DO THIS: Write the data out again, exactly as given.
+ + +
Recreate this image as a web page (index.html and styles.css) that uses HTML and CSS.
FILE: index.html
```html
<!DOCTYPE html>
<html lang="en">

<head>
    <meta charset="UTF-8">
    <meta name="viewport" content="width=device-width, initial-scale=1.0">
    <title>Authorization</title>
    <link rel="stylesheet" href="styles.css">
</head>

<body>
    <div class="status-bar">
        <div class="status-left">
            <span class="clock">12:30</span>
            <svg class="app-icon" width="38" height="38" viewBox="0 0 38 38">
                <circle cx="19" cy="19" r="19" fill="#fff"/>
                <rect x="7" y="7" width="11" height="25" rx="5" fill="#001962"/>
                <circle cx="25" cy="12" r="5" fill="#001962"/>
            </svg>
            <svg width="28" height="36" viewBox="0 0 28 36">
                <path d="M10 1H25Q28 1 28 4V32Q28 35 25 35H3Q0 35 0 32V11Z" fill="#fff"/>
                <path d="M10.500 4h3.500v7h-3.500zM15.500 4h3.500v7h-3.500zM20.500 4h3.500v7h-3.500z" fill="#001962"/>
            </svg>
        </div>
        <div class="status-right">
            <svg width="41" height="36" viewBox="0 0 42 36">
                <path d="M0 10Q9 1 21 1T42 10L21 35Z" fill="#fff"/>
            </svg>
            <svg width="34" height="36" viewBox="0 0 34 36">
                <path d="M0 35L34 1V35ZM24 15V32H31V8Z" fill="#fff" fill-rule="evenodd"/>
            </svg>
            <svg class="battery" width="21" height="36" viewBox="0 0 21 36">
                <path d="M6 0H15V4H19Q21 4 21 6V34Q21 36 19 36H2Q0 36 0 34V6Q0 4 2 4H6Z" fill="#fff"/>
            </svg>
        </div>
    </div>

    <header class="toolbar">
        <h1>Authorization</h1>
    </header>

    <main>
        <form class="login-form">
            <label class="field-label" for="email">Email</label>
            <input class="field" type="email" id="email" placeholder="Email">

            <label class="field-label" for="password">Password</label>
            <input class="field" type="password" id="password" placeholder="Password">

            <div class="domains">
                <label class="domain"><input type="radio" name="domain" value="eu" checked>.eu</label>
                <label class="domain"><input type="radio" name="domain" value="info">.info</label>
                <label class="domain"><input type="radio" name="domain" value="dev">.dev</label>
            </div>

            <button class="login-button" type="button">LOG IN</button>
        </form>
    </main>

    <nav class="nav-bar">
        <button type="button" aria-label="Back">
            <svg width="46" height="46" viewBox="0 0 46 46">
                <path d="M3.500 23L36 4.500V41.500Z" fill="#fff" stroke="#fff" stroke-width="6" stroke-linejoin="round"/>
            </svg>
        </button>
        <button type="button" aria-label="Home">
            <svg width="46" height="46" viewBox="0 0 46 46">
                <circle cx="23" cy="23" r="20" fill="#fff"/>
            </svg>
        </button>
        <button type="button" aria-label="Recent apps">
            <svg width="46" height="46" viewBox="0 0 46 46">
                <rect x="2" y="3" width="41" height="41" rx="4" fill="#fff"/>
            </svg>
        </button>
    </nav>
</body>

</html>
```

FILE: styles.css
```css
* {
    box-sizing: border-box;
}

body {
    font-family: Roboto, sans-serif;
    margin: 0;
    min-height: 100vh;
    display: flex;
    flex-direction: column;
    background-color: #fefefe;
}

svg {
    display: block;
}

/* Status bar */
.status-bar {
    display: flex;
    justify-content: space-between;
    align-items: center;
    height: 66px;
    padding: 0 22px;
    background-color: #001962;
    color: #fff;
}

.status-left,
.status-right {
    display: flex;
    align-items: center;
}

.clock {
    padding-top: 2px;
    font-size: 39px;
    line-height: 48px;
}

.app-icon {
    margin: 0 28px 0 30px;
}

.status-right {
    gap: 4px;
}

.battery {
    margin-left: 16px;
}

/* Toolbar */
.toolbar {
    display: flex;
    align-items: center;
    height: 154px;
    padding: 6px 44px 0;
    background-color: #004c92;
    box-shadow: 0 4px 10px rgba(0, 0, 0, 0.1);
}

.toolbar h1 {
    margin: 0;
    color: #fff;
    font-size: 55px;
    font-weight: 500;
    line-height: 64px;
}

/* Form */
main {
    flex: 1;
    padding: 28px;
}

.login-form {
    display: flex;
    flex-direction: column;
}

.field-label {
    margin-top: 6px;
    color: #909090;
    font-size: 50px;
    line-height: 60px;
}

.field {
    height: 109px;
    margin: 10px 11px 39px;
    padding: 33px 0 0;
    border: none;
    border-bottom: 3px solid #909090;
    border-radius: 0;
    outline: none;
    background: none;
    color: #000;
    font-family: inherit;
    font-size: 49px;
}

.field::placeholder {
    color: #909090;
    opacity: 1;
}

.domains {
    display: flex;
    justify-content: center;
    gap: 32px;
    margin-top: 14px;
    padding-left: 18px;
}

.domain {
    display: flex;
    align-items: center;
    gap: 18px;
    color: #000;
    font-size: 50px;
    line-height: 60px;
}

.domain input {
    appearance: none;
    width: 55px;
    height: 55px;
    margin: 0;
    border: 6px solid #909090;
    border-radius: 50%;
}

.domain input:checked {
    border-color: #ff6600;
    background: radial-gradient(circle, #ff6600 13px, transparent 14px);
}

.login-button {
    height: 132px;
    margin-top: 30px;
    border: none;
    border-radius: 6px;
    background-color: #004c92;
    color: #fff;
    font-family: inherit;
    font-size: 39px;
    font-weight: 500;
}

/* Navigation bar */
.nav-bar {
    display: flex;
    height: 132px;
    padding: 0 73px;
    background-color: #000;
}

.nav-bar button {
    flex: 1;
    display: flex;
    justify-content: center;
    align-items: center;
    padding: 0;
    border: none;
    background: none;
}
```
+ + +
EXPECTED ANSWER:
Recreate this image as a web page (index.html and styles.css) that uses HTML and CSS.
FILE: index.html
```html
<!DOCTYPE html>
<html lang="en">

<head>
    <meta charset="UTF-8">
    <meta name="viewport" content="width=device-width, initial-scale=1.0">
    <title>Authorization</title>
    <link rel="stylesheet" href="styles.css">
</head>

<body>
    <div class="status-bar">
        <div class="status-left">
            <span class="clock">12:30</span>
            <svg class="app-icon" width="38" height="38" viewBox="0 0 38 38">
                <circle cx="19" cy="19" r="19" fill="#fff"/>
                <rect x="7" y="7" width="11" height="25" rx="5" fill="#001962"/>
                <circle cx="25" cy="12" r="5" fill="#001962"/>
            </svg>
            <svg width="28" height="36" viewBox="0 0 28 36">
                <path d="M10 1H25Q28 1 28 4V32Q28 35 25 35H3Q0 35 0 32V11Z" fill="#fff"/>
                <path d="M10.500 4h3.500v7h-3.500zM15.500 4h3.500v7h-3.500zM20.500 4h3.500v7h-3.500z" fill="#001962"/>
            </svg>
        </div>
        <div class="status-right">
            <svg width="41" height="36" viewBox="0 0 42 36">
                <path d="M0 10Q9 1 21 1T42 10L21 35Z" fill="#fff"/>
            </svg>
            <svg width="34" height="36" viewBox="0 0 34 36">
                <path d="M0 35L34 1V35ZM24 15V32H31V8Z" fill="#fff" fill-rule="evenodd"/>
            </svg>
            <svg class="battery" width="21" height="36" viewBox="0 0 21 36">
                <path d="M6 0H15V4H19Q21 4 21 6V34Q21 36 19 36H2Q0 36 0 34V6Q0 4 2 4H6Z" fill="#fff"/>
            </svg>
        </div>
    </div>

    <header class="toolbar">
        <h1>Authorization</h1>
    </header>

    <main>
        <form class="login-form">
            <label class="field-label" for="email">Email</label>
            <input class="field" type="email" id="email" placeholder="Email">

            <label class="field-label" for="password">Password</label>
            <input class="field" type="password" id="password" placeholder="Password">

            <div class="domains">
                <label class="domain"><input type="radio" name="domain" value="eu" checked>.eu</label>
                <label class="domain"><input type="radio" name="domain" value="info">.info</label>
                <label class="domain"><input type="radio" name="domain" value="dev">.dev</label>
            </div>

            <button class="login-button" type="button">LOG IN</button>
        </form>
    </main>

    <nav class="nav-bar">
        <button type="button" aria-label="Back">
            <svg width="46" height="46" viewBox="0 0 46 46">
                <path d="M3.500 23L36 4.500V41.500Z" fill="#fff" stroke="#fff" stroke-width="6" stroke-linejoin="round"/>
            </svg>
        </button>
        <button type="button" aria-label="Home">
            <svg width="46" height="46" viewBox="0 0 46 46">
                <circle cx="23" cy="23" r="20" fill="#fff"/>
            </svg>
        </button>
        <button type="button" aria-label="Recent apps">
            <svg width="46" height="46" viewBox="0 0 46 46">
                <rect x="2" y="3" width="41" height="41" rx="4" fill="#fff"/>
            </svg>
        </button>
    </nav>
</body>

</html>
```

FILE: styles.css
```css
* {
    box-sizing: border-box;
}

body {
    font-family: Roboto, sans-serif;
    margin: 0;
    min-height: 100vh;
    display: flex;
    flex-direction: column;
    background-color: #fefefe;
}

svg {
    display: block;
}

/* Status bar */
.status-bar {
    display: flex;
    justify-content: space-between;
    align-items: center;
    height: 66px;
    padding: 0 22px;
    background-color: #001962;
    color: #fff;
}

.status-left,
.status-right {
    display: flex;
    align-items: center;
}

.clock {
    padding-top: 2px;
    font-size: 39px;
    line-height: 48px;
}

.app-icon {
    margin: 0 28px 0 30px;
}

.status-right {
    gap: 4px;
}

.battery {
    margin-left: 16px;
}

/* Toolbar */
.toolbar {
    display: flex;
    align-items: center;
    height: 154px;
    padding: 6px 44px 0;
    background-color: #004c92;
    box-shadow: 0 4px 10px rgba(0, 0, 0, 0.1);
}

.toolbar h1 {
    margin: 0;
    color: #fff;
    font-size: 55px;
    font-weight: 500;
    line-height: 64px;
}

/* Form */
main {
    flex: 1;
    padding: 28px;
}

.login-form {
    display: flex;
    flex-direction: column;
}

.field-label {
    margin-top: 6px;
    color: #909090;
    font-size: 50px;
    line-height: 60px;
}

.field {
    height: 109px;
    margin: 10px 11px 39px;
    padding: 33px 0 0;
    border: none;
    border-bottom: 3px solid #909090;
    border-radius: 0;
    outline: none;
    background: none;
    color: #000;
    font-family: inherit;
    font-size: 49px;
}

.field::placeholder {
    color: #909090;
    opacity: 1;
}

.domains {
    display: flex;
    justify-content: center;
    gap: 32px;
    margin-top: 14px;
    padding-left: 18px;
}

.domain {
    display: flex;
    align-items: center;
    gap: 18px;
    color: #000;
    font-size: 50px;
    line-height: 60px;
}

.domain input {
    appearance: none;
    width: 55px;
    height: 55px;
    margin: 0;
    border: 6px solid #909090;
    border-radius: 50%;
}

.domain input:checked {
    border-color: #ff6600;
    background: radial-gradient(circle, #ff6600 13px, transparent 14px);
}

.login-button {
    height: 132px;
    margin-top: 30px;
    border: none;
    border-radius: 6px;
    background-color: #004c92;
    color: #fff;
    font-family: inherit;
    font-size: 39px;
    font-weight: 500;
}

/* Navigation bar */
.nav-bar {
    display: flex;
    height: 132px;
    padding: 0 73px;
    background-color: #000;
}

.nav-bar button {
    flex: 1;
    display: flex;
    justify-content: center;
    align-items: center;
    padding: 0;
    border: none;
    background: none;
}
```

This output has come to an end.